This talk will show-case how to build an environment to set up your services (e.g. apache webservers, KDCs, ...), load balancing, routing and monitoring from a simple service configuration. Some lines of YAML and the power of Python are the source for generating configuration for HAproxy, bird (route reflection and anycast nodes), apache2 and Icinga2.
Keeping your service configuration aligned over hundreds of hosts is not a simple task. In this talk, we illustrate how we automated the integration of HAProxy into our infrastructure at University of Paderborn.
As our current generation of commercial load balancer appliances approached end of life, we thought about replacement options and improving how we manage our services while being at it. The main goal was building a scaleable, consistent, active-active setup of load balancers which could be easily automated with open source tools.
We needed a way to define what a service is and how/where it should be configured, balanced and monitored we created a simple service defintion format in YAML and small Python library to help with parsing, inheritence, defaults etc. The automation framework bcfg2 was a given as it was already in use to manage hundreds of Linux and Windows systems and services. As it's written in Python it's easily extendable.
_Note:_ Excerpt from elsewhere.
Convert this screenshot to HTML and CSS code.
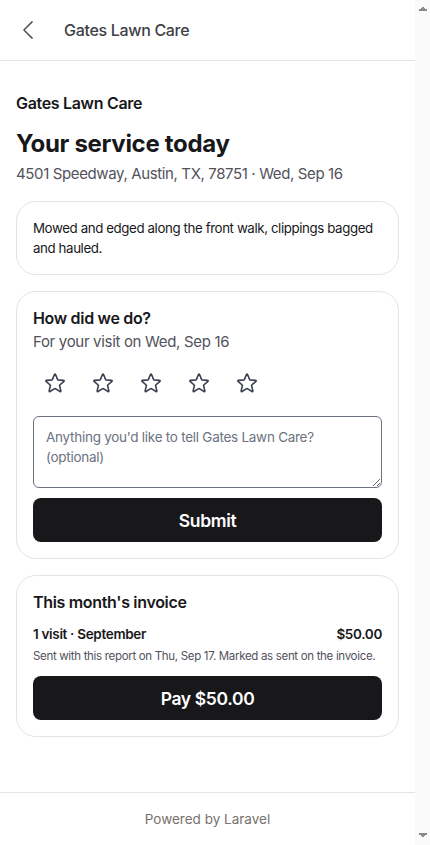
FILE: index.html
```html
<!DOCTYPE html>
<html lang="en">
<head>
<meta charset="utf-8">
<meta name="viewport" content="width=device-width, initial-scale=1">
<title>Gates Lawn Care</title>
<link rel="stylesheet" href="styles.css">
</head>
<body>
<header class="topbar">
  <a class="back" href="#" aria-label="Back">
    <svg width="26" height="26" viewBox="0 0 24 24" fill="none" stroke="currentColor" stroke-width="1.4" stroke-linecap="round" stroke-linejoin="round"><path d="M15.75 19.5 8.25 12l7.5-7.5"/></svg>
  </a>
  <span class="topbar-title">Gates Lawn Care</span>
</header>
<main class="main">
  <div class="intro">
    <div class="biz">Gates Lawn Care</div>
    <h1 class="headline">Your service today</h1>
    <p class="meta">4501 Speedway, Austin, TX, 78751 · Wed, Sep 16</p>
  </div>

  <section class="card">
    <p class="note">Mowed and edged along the front walk, clippings bagged and hauled.</p>
  </section>

  <section class="card">
    <h2 class="card-title">How did we do?</h2>
    <p class="card-sub">For your visit on Wed, Sep 16</p>
    <div class="stars">
      <button class="star" aria-label="1 star"><svg width="24" height="24" viewBox="0 0 24 24" fill="none" stroke="currentColor" stroke-width="1.6" stroke-linecap="round" stroke-linejoin="round"><path d="M11.48 3.499a.562.562 0 0 1 1.04 0l2.125 5.111a.563.563 0 0 0 .475.345l5.518.442c.499.04.701.663.321.988l-4.204 3.602a.563.563 0 0 0-.182.557l1.285 5.385a.562.562 0 0 1-.84.61l-4.725-2.885a.562.562 0 0 0-.586 0L6.982 20.54a.562.562 0 0 1-.84-.61l1.285-5.386a.562.562 0 0 0-.182-.557l-4.204-3.602a.562.562 0 0 1 .321-.988l5.518-.442a.563.563 0 0 0 .475-.345L11.48 3.5Z"/></svg></button>
      <button class="star" aria-label="2 stars"><svg width="24" height="24" viewBox="0 0 24 24" fill="none" stroke="currentColor" stroke-width="1.6" stroke-linecap="round" stroke-linejoin="round"><path d="M11.48 3.499a.562.562 0 0 1 1.04 0l2.125 5.111a.563.563 0 0 0 .475.345l5.518.442c.499.04.701.663.321.988l-4.204 3.602a.563.563 0 0 0-.182.557l1.285 5.385a.562.562 0 0 1-.84.61l-4.725-2.885a.562.562 0 0 0-.586 0L6.982 20.54a.562.562 0 0 1-.84-.61l1.285-5.386a.562.562 0 0 0-.182-.557l-4.204-3.602a.562.562 0 0 1 .321-.988l5.518-.442a.563.563 0 0 0 .475-.345L11.48 3.5Z"/></svg></button>
      <button class="star" aria-label="3 stars"><svg width="24" height="24" viewBox="0 0 24 24" fill="none" stroke="currentColor" stroke-width="1.6" stroke-linecap="round" stroke-linejoin="round"><path d="M11.48 3.499a.562.562 0 0 1 1.04 0l2.125 5.111a.563.563 0 0 0 .475.345l5.518.442c.499.04.701.663.321.988l-4.204 3.602a.563.563 0 0 0-.182.557l1.285 5.385a.562.562 0 0 1-.84.61l-4.725-2.885a.562.562 0 0 0-.586 0L6.982 20.54a.562.562 0 0 1-.84-.61l1.285-5.386a.562.562 0 0 0-.182-.557l-4.204-3.602a.562.562 0 0 1 .321-.988l5.518-.442a.563.563 0 0 0 .475-.345L11.48 3.5Z"/></svg></button>
      <button class="star" aria-label="4 stars"><svg width="24" height="24" viewBox="0 0 24 24" fill="none" stroke="currentColor" stroke-width="1.6" stroke-linecap="round" stroke-linejoin="round"><path d="M11.48 3.499a.562.562 0 0 1 1.04 0l2.125 5.111a.563.563 0 0 0 .475.345l5.518.442c.499.04.701.663.321.988l-4.204 3.602a.563.563 0 0 0-.182.557l1.285 5.385a.562.562 0 0 1-.84.61l-4.725-2.885a.562.562 0 0 0-.586 0L6.982 20.54a.562.562 0 0 1-.84-.61l1.285-5.386a.562.562 0 0 0-.182-.557l-4.204-3.602a.562.562 0 0 1 .321-.988l5.518-.442a.563.563 0 0 0 .475-.345L11.48 3.5Z"/></svg></button>
      <button class="star" aria-label="5 stars"><svg width="24" height="24" viewBox="0 0 24 24" fill="none" stroke="currentColor" stroke-width="1.6" stroke-linecap="round" stroke-linejoin="round"><path d="M11.48 3.499a.562.562 0 0 1 1.04 0l2.125 5.111a.563.563 0 0 0 .475.345l5.518.442c.499.04.701.663.321.988l-4.204 3.602a.563.563 0 0 0-.182.557l1.285 5.385a.562.562 0 0 1-.84.61l-4.725-2.885a.562.562 0 0 0-.586 0L6.982 20.54a.562.562 0 0 1-.84-.61l1.285-5.386a.562.562 0 0 0-.182-.557l-4.204-3.602a.562.562 0 0 1 .321-.988l5.518-.442a.563.563 0 0 0 .475-.345L11.48 3.5Z"/></svg></button>
    </div>
    <textarea class="comment" placeholder="Anything you'd like to tell Gates Lawn Care? (optional)"></textarea>
    <button class="btn">Submit</button>
  </section>

  <section class="card">
    <h2 class="card-title">This month's invoice</h2>
    <div class="inv-row">
      <span>1 visit · September</span>
      <span>$50.00</span>
    </div>
    <p class="inv-note">Sent with this report on Thu, Sep 17. Marked as sent on the invoice.</p>
    <button class="btn btn-pay">Pay $50.00</button>
  </section>
</main>
<footer class="footer">Powered by Laravel</footer>
</body>
</html>
```

FILE: styles.css
```css
* { box-sizing: border-box; }
html {
  margin: 0;
  padding: 0;
  background:
    linear-gradient(to top left, #8a8a8a 50%, transparent 50%) right 7px top 6px / 5px 5px no-repeat fixed,
    linear-gradient(to top right, #8a8a8a 50%, transparent 50%) right 2px top 6px / 5px 5px no-repeat fixed,
    linear-gradient(to bottom left, #8a8a8a 50%, transparent 50%) right 7px bottom 7px / 5px 5px no-repeat fixed,
    linear-gradient(to bottom right, #8a8a8a 50%, transparent 50%) right 2px bottom 7px / 5px 5px no-repeat fixed,
    linear-gradient(to left, #fafafa 15px, #ffffff 15px) fixed;
}
body {
  margin: 0 15px 0 0;
  padding: 0;
  font-family: Inter, "Noto Sans", sans-serif;
  color: #18181b;
  background: #fff;
  letter-spacing: -0.02em;
}
.topbar {
  height: 61px;
  display: flex;
  align-items: center;
  gap: 23px;
  padding: 0 0 0 15px;
  border-bottom: 1px solid #e5e5e5;
}
.back {
  display: flex;
  color: #52525b;
}
.topbar-title {
  font-size: 16px;
  font-weight: 500;
  color: #3f3f46;
}
.main {
  padding: 32px 16px 55px;
  display: flex;
  flex-direction: column;
  gap: 16px;
}
.biz {
  font-size: 16px;
  font-weight: 600;
  line-height: 20px;
}
.headline {
  margin: 13px 0 0;
  font-size: 24px;
  font-weight: 700;
  line-height: 36px;
}
.meta {
  margin: 1px 0 0;
  font-size: 15px;
  line-height: 22px;
  color: #52525b;
  letter-spacing: -0.025em;
}
.card {
  border: 1px solid #e4e4e7;
  border-radius: 20px;
  padding: 16px;
  display: flex;
  flex-direction: column;
}
.note {
  margin: 0;
  font-size: 13.3px;
  line-height: 20px;
  letter-spacing: -0.03em;
}
.card-title {
  margin: 0;
  font-size: 16px;
  font-weight: 600;
  line-height: 20px;
}
.card-sub {
  margin: 3px 0 0;
  font-size: 15px;
  line-height: 22px;
  color: #52525b;
}
.stars {
  display: flex;
  gap: 24px;
  margin: 18px 0 0 10px;
}
.star {
  border: 0;
  background: none;
  padding: 0;
  display: flex;
  color: #374151;
}
.comment {
  margin-top: 21px;
  height: 72px;
  width: 100%;
  border: 1px solid #6b7280;
  border-radius: 6px;
  padding: 10px 12px;
  font-family: inherit;
  font-size: 13.5px;
  line-height: 20px;
  letter-spacing: -0.02em;
  resize: vertical;
  display: block;
}
.comment::placeholder { color: #6b7280; }
.btn {
  margin-top: 10px;
  height: 44px;
  width: 100%;
  border: 0;
  border-radius: 8px;
  background: #18181b;
  color: #fff;
  font-family: inherit;
  font-size: 17.5px;
  font-weight: 600;
  letter-spacing: -0.02em;
}
.inv-row {
  margin-top: 12px;
  display: flex;
  justify-content: space-between;
  font-size: 13.5px;
  font-weight: 600;
  line-height: 20px;
}
.inv-note {
  margin: 4px 0 0;
  font-size: 11.5px;
  line-height: 16px;
  color: #52525b;
}
.btn-pay { margin-top: 12px; }
.footer {
  border-top: 1px solid #e7e5e4;
  padding: 16px 0 31px;
  line-height: 20px;
  text-align: center;
  font-size: 13.5px;
  color: #78716c;
  letter-spacing: 0;
}
```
As load balacing options we implemented anycast (for examples for Kerberos KDCs) as well balancing by HAproxy nodes where the HAproxy frontend IPs might be anycasted as well. When running production services it's important to know when things break before the user does, so setting up monitoring for frontend and backend services is part of the picture, too. All bits of configuration for HAproxy, anycast, route reflection, monitoring with Icinga2, netfilter (nftables) rules, etc. are automagically generated based on the service configuration. This talk will lay out how all those parts fit together and are generated.
Of course, we also explain the pitfalls of this setup and what we (hopefully) learned from it.